======== GIVEN DATA ========

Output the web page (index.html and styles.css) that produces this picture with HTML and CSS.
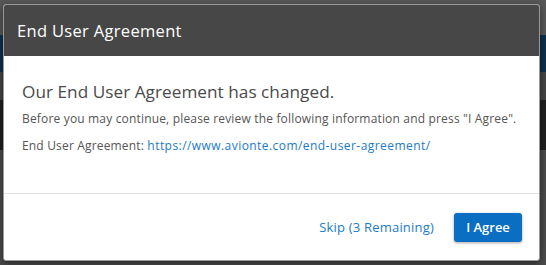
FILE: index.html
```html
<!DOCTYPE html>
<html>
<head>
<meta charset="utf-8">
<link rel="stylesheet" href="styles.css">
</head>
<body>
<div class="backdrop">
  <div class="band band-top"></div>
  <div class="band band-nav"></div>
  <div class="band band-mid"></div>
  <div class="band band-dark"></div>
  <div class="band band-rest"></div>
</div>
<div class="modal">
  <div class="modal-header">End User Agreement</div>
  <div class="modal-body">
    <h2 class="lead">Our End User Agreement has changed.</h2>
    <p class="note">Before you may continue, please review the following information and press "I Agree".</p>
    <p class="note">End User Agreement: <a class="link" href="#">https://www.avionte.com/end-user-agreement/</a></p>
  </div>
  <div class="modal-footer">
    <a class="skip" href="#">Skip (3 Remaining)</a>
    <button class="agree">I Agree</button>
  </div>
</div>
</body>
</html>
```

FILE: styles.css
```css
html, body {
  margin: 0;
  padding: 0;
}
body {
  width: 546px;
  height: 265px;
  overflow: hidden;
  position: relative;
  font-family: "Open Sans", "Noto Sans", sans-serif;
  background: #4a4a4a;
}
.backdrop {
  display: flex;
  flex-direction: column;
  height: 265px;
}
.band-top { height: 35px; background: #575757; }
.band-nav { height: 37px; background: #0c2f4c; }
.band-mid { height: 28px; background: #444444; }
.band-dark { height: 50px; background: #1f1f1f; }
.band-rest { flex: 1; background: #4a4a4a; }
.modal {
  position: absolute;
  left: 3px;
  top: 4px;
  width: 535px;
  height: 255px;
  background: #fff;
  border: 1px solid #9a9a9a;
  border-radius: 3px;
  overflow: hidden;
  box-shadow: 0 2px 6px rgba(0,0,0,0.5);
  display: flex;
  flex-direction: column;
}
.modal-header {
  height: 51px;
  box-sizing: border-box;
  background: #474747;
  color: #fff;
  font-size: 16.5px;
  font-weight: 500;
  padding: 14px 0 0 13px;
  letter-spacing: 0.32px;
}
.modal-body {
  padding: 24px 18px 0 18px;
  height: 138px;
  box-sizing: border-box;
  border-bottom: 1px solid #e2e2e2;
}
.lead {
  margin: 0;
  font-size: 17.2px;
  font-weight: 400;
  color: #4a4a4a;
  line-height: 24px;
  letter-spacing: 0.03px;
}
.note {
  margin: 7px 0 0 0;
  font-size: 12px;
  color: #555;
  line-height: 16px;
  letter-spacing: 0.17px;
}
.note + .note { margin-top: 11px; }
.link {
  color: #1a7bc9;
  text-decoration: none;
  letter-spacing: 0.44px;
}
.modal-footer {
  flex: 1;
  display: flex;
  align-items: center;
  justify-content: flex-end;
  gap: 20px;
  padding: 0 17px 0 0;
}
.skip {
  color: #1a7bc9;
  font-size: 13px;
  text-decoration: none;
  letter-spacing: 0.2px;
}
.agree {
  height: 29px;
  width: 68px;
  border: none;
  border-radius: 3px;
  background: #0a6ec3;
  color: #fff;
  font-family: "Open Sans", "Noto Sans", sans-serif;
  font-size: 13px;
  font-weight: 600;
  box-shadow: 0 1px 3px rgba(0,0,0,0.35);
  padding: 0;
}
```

========
======== GIVEN DATA ========

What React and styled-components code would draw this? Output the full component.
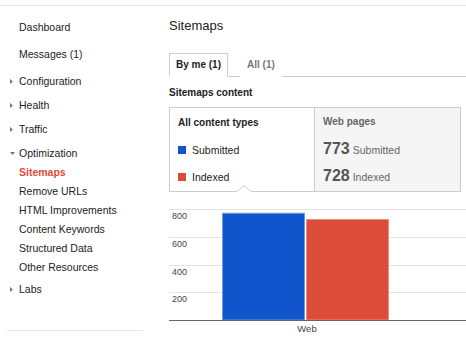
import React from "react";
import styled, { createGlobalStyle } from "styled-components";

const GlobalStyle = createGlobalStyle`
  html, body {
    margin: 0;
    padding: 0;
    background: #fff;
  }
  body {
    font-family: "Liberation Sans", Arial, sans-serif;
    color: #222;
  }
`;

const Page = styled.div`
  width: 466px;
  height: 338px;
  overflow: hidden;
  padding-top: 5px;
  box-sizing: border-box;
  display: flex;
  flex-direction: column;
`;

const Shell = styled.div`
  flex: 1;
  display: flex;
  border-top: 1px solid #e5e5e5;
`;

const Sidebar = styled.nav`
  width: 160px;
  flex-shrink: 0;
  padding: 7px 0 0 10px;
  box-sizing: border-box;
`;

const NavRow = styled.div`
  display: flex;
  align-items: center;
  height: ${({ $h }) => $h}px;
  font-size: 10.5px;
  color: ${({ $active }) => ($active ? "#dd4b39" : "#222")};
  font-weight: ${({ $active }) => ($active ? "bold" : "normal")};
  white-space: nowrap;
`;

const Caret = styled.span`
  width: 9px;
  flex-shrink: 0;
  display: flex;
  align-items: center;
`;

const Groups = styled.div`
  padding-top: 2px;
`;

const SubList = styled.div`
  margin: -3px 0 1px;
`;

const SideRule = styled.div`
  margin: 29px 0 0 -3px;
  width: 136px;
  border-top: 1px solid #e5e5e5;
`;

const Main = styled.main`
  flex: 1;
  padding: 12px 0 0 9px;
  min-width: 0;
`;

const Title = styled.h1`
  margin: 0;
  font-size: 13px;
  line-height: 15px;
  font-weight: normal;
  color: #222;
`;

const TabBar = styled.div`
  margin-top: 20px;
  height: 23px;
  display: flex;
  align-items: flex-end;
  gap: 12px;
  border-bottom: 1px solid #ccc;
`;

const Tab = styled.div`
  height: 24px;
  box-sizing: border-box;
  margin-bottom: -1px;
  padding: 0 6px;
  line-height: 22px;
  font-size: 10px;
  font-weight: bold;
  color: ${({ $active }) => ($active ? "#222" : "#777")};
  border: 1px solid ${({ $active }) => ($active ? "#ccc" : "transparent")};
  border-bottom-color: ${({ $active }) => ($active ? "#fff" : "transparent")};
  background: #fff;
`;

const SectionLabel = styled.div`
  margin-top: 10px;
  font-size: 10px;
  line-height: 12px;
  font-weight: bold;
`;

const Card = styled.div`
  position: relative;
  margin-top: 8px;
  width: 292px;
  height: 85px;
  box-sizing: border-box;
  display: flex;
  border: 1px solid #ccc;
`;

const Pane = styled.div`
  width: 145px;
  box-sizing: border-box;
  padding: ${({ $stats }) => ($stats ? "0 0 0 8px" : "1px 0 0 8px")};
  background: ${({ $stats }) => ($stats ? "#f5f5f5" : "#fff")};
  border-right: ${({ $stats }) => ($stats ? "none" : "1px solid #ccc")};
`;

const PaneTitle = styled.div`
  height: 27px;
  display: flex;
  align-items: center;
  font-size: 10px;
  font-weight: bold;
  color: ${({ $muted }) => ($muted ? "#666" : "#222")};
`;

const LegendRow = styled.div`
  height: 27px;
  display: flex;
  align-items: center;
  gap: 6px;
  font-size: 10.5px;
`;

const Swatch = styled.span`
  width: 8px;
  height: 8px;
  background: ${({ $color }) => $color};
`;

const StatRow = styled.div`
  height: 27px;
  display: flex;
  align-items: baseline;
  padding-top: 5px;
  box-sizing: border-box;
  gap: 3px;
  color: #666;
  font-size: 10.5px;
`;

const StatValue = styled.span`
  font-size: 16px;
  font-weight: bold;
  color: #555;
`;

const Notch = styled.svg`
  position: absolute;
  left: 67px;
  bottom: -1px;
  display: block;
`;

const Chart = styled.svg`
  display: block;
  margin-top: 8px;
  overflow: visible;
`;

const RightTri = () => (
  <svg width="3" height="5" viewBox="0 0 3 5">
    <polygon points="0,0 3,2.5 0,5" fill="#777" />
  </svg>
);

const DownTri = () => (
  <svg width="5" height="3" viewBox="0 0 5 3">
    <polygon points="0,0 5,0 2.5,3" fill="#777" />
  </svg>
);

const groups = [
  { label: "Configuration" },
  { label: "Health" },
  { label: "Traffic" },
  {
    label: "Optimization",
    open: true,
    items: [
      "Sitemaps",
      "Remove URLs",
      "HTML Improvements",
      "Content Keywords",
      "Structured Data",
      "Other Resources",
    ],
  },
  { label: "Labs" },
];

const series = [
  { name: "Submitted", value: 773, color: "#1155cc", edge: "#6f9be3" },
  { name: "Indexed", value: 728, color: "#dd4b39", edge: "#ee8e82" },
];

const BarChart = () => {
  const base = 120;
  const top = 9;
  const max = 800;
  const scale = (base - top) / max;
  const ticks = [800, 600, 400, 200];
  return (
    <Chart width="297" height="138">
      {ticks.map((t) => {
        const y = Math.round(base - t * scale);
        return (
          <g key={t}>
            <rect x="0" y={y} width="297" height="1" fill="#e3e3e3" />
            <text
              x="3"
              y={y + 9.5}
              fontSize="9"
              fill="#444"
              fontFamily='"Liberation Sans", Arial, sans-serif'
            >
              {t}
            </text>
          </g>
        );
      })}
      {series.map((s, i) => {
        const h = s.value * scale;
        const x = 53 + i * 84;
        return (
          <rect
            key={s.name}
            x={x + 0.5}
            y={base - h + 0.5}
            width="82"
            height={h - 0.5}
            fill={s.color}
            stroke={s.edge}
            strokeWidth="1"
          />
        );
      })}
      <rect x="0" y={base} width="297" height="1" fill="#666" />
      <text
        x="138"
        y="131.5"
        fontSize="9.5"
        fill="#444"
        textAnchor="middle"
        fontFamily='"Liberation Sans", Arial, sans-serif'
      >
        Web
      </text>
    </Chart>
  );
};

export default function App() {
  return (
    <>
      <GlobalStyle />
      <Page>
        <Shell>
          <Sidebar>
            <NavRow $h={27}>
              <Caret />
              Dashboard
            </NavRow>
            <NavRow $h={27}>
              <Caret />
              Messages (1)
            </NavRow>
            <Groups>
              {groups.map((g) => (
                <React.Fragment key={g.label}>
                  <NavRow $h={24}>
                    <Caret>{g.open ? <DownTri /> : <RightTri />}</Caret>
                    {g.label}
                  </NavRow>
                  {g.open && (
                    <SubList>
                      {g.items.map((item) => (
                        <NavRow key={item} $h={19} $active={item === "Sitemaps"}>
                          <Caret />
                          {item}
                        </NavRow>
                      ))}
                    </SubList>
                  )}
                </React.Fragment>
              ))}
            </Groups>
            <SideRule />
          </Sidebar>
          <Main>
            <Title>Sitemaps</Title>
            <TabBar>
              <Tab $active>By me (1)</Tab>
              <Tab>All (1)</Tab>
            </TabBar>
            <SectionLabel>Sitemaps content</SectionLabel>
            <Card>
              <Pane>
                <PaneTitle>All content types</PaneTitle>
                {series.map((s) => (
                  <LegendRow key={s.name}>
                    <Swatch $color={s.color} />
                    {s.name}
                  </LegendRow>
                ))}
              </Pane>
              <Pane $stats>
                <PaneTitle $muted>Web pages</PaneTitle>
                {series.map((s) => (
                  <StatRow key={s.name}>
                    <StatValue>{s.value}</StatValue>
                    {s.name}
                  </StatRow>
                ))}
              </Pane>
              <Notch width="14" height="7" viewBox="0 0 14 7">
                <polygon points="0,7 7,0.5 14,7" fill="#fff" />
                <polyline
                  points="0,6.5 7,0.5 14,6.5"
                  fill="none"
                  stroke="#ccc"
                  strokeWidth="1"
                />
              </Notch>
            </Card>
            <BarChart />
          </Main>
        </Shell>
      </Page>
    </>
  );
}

========
======== GIVEN DATA ========

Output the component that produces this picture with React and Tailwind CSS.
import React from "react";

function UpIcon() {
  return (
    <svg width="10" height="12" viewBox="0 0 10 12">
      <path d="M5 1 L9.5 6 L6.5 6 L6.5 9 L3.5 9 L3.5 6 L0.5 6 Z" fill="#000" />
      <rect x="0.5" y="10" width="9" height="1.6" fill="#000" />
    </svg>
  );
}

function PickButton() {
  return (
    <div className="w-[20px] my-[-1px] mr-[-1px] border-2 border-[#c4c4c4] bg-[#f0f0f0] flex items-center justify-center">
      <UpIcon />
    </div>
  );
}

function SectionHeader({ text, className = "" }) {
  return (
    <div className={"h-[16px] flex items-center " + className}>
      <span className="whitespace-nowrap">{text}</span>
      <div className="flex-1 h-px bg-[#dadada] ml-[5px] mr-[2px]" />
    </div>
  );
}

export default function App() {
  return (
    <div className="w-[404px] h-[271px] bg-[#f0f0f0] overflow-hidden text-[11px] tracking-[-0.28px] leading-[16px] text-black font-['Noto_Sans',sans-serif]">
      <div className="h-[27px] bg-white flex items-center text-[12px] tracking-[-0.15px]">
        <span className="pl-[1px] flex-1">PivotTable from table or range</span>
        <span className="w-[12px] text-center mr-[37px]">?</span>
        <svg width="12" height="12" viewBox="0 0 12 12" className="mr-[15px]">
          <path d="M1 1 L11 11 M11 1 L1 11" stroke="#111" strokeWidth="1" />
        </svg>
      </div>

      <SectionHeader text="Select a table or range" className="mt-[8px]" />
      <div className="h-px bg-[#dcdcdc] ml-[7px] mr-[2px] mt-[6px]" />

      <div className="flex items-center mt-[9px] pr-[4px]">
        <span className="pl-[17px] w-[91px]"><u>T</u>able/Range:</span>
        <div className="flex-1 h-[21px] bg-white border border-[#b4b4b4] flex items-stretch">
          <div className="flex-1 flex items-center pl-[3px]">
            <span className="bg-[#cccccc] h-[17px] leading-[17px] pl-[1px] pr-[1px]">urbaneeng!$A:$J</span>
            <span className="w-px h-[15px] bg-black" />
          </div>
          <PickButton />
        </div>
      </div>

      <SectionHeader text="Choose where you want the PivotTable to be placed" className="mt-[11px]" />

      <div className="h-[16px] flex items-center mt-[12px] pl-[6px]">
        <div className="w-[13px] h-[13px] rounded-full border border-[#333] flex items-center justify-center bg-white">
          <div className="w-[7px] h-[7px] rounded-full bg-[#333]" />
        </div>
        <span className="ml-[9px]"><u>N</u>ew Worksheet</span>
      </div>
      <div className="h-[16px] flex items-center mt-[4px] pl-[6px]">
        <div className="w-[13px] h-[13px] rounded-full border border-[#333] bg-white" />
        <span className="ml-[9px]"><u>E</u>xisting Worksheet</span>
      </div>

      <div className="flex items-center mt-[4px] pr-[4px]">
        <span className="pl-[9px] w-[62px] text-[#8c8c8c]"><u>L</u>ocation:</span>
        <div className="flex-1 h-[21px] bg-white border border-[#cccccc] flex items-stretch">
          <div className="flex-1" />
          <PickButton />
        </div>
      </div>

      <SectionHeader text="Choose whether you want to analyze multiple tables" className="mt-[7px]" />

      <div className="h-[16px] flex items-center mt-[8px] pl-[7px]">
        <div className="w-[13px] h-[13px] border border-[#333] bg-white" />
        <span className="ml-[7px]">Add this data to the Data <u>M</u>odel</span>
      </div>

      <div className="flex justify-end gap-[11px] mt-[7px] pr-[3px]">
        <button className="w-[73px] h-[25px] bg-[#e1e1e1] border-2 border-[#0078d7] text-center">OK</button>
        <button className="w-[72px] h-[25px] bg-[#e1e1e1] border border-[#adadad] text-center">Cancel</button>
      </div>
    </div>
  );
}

========

— OBJECTIVE —
Find the lines that include the string "picture", then copy each of them.

— ANSWER BELOW —
Output the web page (index.html and styles.css) that produces this picture with HTML and CSS.
Output the component that produces this picture with React and Tailwind CSS.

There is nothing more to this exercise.